The fertile Pampas plain helped cultivate a benevolent view of the world because "all you had to do was toss a seed and it would bloom by itself." And life was a lot like crops: some years were good, others bad, "so it paid to take advantage of the good ones to gather strength and the means to get through the bad," he said.

Father Hernandez said the pope's Italian roots -- not just gaucho traditions-- also influence his world view.

Like many immigrants, the pope's Italian grandparents had to start from scratch, but hard work helped pull them from poverty, the priest said.

The pope's experience of seeing that care and effort reaped benefits means the dignity of work is very important for him, as is the culture of savings and taking care of creation, he said.

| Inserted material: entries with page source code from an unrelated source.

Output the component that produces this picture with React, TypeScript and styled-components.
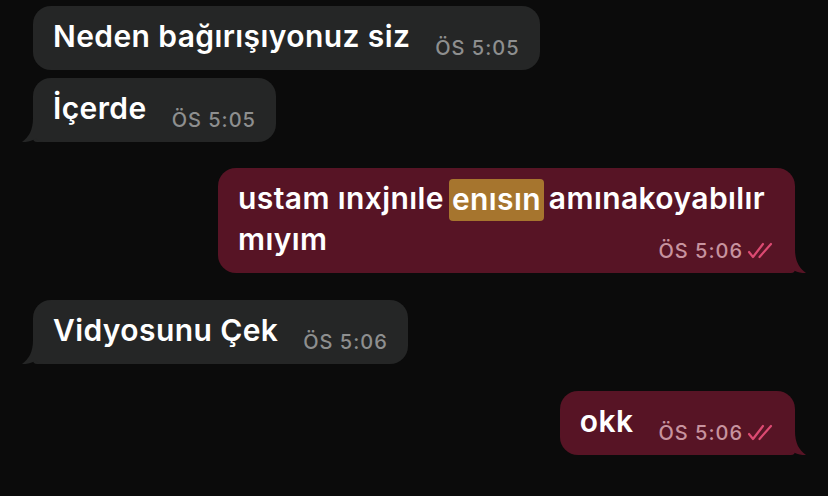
import React from "react";
import styled, { createGlobalStyle } from "styled-components";

const Global = createGlobalStyle`
  html, body { margin: 0; padding: 0; background: #0b0b0b; }
  body { font-family: Inter, "Noto Sans", sans-serif; -webkit-font-smoothing: antialiased; }
`;

const Chat = styled.div`
  width: 828px;
  height: 496px;
  box-sizing: border-box;
  padding: 6px 33px 0 33px;
  display: flex;
  flex-direction: column;
  overflow: hidden;
  background: #0b0b0b;
`;

const Row = styled.div<{ $out?: boolean; $gap: number }>`
  display: flex;
  justify-content: ${(p) => (p.$out ? "flex-end" : "flex-start")};
  margin-top: ${(p) => p.$gap}px;
`;

const Bubble = styled.div<{ $out?: boolean; $tail?: boolean }>`
  position: relative;
  box-sizing: border-box;
  max-width: 577px;
  padding: 10px 20px 13px 20px;
  border-radius: 18px;
  ${(p) =>
    p.$tail
      ? p.$out
        ? "border-bottom-right-radius: 4px;"
        : "border-bottom-left-radius: 4px;"
      : ""}
  background: ${(p) => (p.$out ? "#571425" : "#252626")};
  color: #ffffff;
  font-size: 30px;
  font-weight: 600;
  line-height: 41px;
  letter-spacing: 0.4px;
`;

const Mark = styled.span`
  background: #a6752e;
  border-radius: 4px;
  padding: 1.5px 3px 5px 3px;
  margin: 0 -3px;
`;

const Meta = styled.span<{ $out?: boolean }>`
  float: right;
  display: inline-flex;
  align-items: center;
  margin: 22px 0 -2px 25px;
  height: 20px;
  font-size: 20px;
  line-height: 20px;
  font-weight: 500;
  letter-spacing: 1px;
  color: ${(p) => (p.$out ? "#c7939f" : "#8e8f8f")};
  white-space: nowrap;
`;

const Checks = styled.svg`
  width: 28px;
  height: 17px;
  margin-left: 4px;
  margin-top: -2px;
`;

const Tail = styled.svg<{ $out?: boolean }>`
  position: absolute;
  bottom: 0;
  width: 21px;
  height: 24px;
  ${(p) =>
    p.$out ? "right: -11px; transform: scaleX(-1);" : "left: -11px;"}
`;

function BubbleTail({ out }: { out?: boolean }) {
  return (
    <Tail $out={out} viewBox="0 0 21 24">
      <path
        d="M11 0 C11 12 7 19 0 24 C5 24.4 10 23 14 20.6 C16 22.6 18 24 21 24 L21 0 Z"
        fill={out ? "#571425" : "#252626"}
      />
    </Tail>
  );
}

function DoubleCheck() {
  return (
    <Checks viewBox="0 0 28 17">
      <g
        fill="none"
        stroke="#dc4a72"
        strokeWidth="2.2"
        strokeLinecap="round"
        strokeLinejoin="round"
      >
        <path d="M2 10 L6 15 L16 2" />
        <path d="M12.5 15 L24 2" />
      </g>
    </Checks>
  );
}

type Msg = {
  out?: boolean;
  tail?: boolean;
  gap: number;
  time: string;
  content: React.ReactNode;
};

const messages: Msg[] = [
  { gap: 0, time: "ÖS 5:05", content: "Neden bağırışıyonuz siz" },
  { gap: 8, tail: true, time: "ÖS 5:05", content: "İçerde" },
  {
    gap: 26,
    out: true,
    tail: true,
    time: "ÖS 5:06",
    content: (
      <>
        ustam ınxjnıle <Mark>enısın</Mark> amınakoyabılır mıyım
      </>
    ),
  },
  { gap: 27, tail: true, time: "ÖS 5:06", content: "Vidyosunu Çek" },
  { gap: 27, out: true, tail: true, time: "ÖS 5:06", content: "okk" },
];

export default function App() {
  return (
    <>
      <Global />
      <Chat>
        {messages.map((m, i) => (
          <Row key={i} $out={m.out} $gap={m.gap}>
            <Bubble $out={m.out} $tail={m.tail}>
              {m.content}
              <Meta $out={m.out}>
                {m.time}
                {m.out && <DoubleCheck />}
              </Meta>
              {m.tail && <BubbleTail out={m.out} />}
            </Bubble>
          </Row>
        ))}
      </Chat>
    </>
  );
}
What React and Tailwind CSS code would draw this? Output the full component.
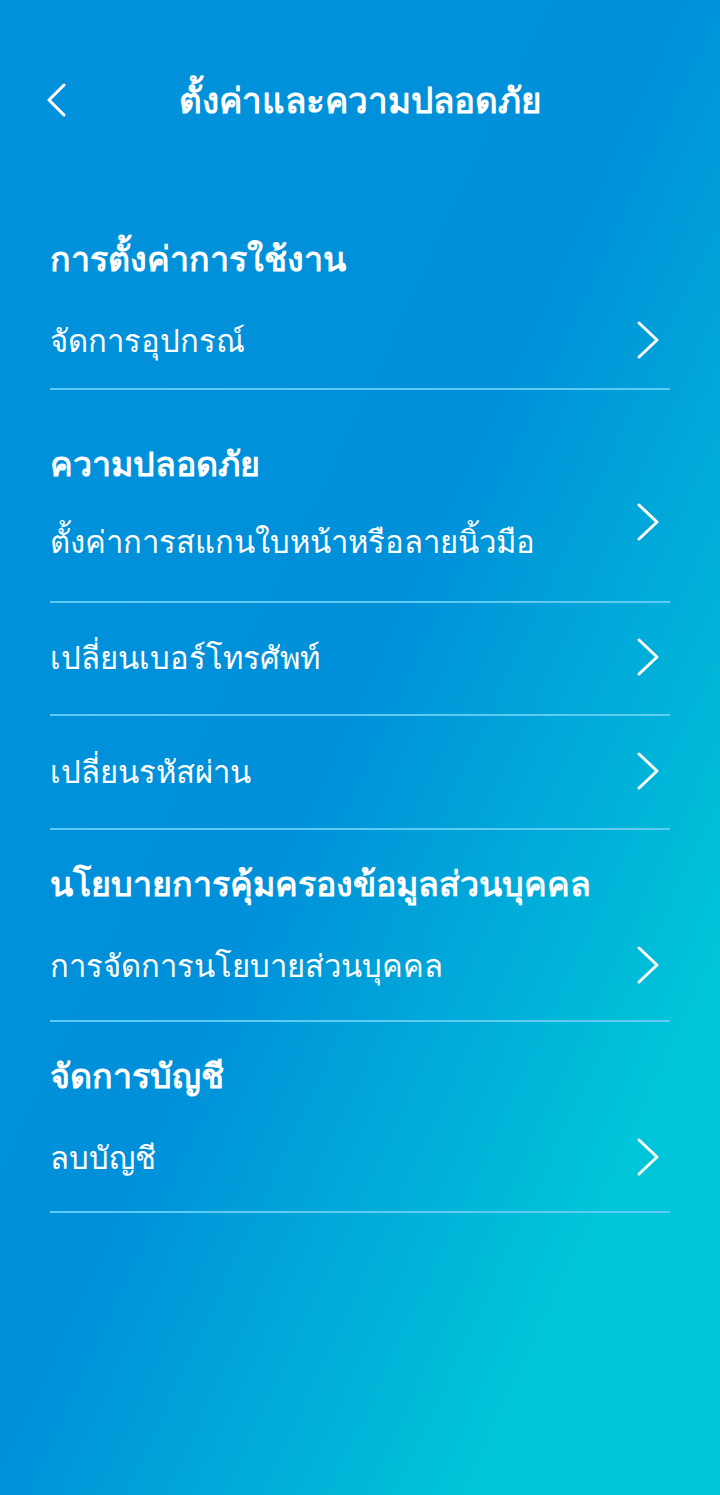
import React from "react";

function Chevron({ className = "" }) {
  return (
    <svg width="24" height="40" viewBox="0 0 24 40" className={className} fill="none">
      <polyline points="3,3 21,20 3,37" stroke="white" strokeWidth="3" strokeLinecap="round" strokeLinejoin="round" />
    </svg>
  );
}

function BackChevron() {
  return (
    <svg width="22" height="34" viewBox="0 0 22 34" fill="none">
      <polyline points="18,2 3,17 18,32" stroke="white" strokeWidth="3" strokeLinecap="round" strokeLinejoin="round" />
    </svg>
  );
}

function Divider() {
  return <div className="h-[2px] w-full bg-[#5ecbf3]" />;
}

export default function App() {
  return (
    <div
      className="w-[720px] h-[1495px] overflow-hidden text-white bg-[linear-gradient(115deg,#0291db_0%,#0090da_48%,#00c4d8_82%,#00c6d9_100%)]"
      style={{ fontFamily: '"Noto Sans", "Open Sans", sans-serif' }}
    >
      {/* Header */}
      <div className="mt-[60px] h-[80px] px-[46px] flex items-center relative">
        <BackChevron />
        <div className="absolute inset-0 flex items-center justify-center text-[35px] font-semibold">
          ตั้งค่าและความปลอดภัย
        </div>
      </div>

      <div className="px-[50px]">
        {/* Section 1 */}
        <div className="mt-[88px] h-[60px] flex items-center text-[34px] font-bold">การตั้งค่าการใช้งาน</div>
        <div className="pt-[32px] pb-[28px] flex items-center justify-between">
          <span className="text-[31px] leading-[40px]">จัดการอุปกรณ์</span>
          <Chevron className="mr-[10px]" />
        </div>
        <Divider />

        {/* Section 2 */}
        <div className="mt-[43px] h-[60px] flex items-center text-[34px] font-bold">ความปลอดภัย</div>
        <div className="pb-[40px] flex items-start justify-between">
          <span className="mt-[28px] text-[31px] leading-[40px]">ตั้งค่าการสแกนใบหน้าหรือลายนิ้วมือ</span>
          <Chevron className="mt-[9px] mr-[10px]" />
        </div>
        <Divider />
        <div className="pt-[34px] pb-[37px] flex items-center justify-between">
          <span className="text-[31px] leading-[40px]">เปลี่ยนเบอร์โทรศัพท์</span>
          <Chevron className="mr-[10px]" />
        </div>
        <Divider />
        <div className="pt-[35px] pb-[37px] flex items-center justify-between">
          <span className="text-[31px] leading-[40px]">เปลี่ยนรหัสผ่าน</span>
          <Chevron className="mr-[10px]" />
        </div>
        <Divider />

        {/* Section 3 */}
        <div className="mt-[23px] h-[60px] flex items-center text-[34px] font-bold">นโยบายการคุ้มครองข้อมูลส่วนบุคคล</div>
        <div className="pt-[32px] pb-[35px] flex items-center justify-between">
          <span className="text-[31px] leading-[40px]">การจัดการนโยบายส่วนบุคคล</span>
          <Chevron className="mr-[10px]" />
        </div>
        <Divider />

        {/* Section 4 */}
        <div className="mt-[23px] h-[60px] flex items-center text-[34px] font-bold">จัดการบัญชี</div>
        <div className="pt-[32px] pb-[34px] flex items-center justify-between">
          <span className="text-[31px] leading-[40px]">ลบบัญชี</span>
          <Chevron className="mr-[10px]" />
        </div>
        <Divider />
      </div>
    </div>
  );
}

The gaucho culture is similar in its "faith in Mother Earth, who needs to be respected and safeguarded because it supplies us with everything."

Many things the pope has said reflect this unique lens on life: his calls for protecting creation and for dignified employment, the importance of simplicity and hope, as well as his idea of "pressing on" even when carrying a burden.

Even if the gaucho lost his few possessions after racing his horse against another or in a friendly game of cards, "he was ready to get back to his journey toward fresh sacrifices, to regain what he had lost even if it meant it would take the rest of his life," one section of Vatican exhibition said.

Father Hernandez said it was not unusual for Cardinal Bergoglio to use an opus like "Martin Fierro" as part of his catechesis on nation building and civic duty.

The future pope taught high school literature before and after becoming a priest so he was very proficient in literary themes and figures, Father Hernandez said.

His wide and eclectic knowledge also helped supply him with numerous elements that he'd mix and match with a religious message creating such metaphors, he said, as "the babysitter church" to describe a parish that doesn't give birth to active evangelizers but only worries about keeping parishioners out of trouble.

"His sentences are like proverbs and the gaucho culture has this, like many cultures, where in two lines you get a recap and a wise reflection," he said.

Father Hernandez said he hoped having an Argentine pope would help spark curiosity about his native country and culture. "Now we have offered the world a pontiff, we can also offer the clear intelligence of our literature," he said.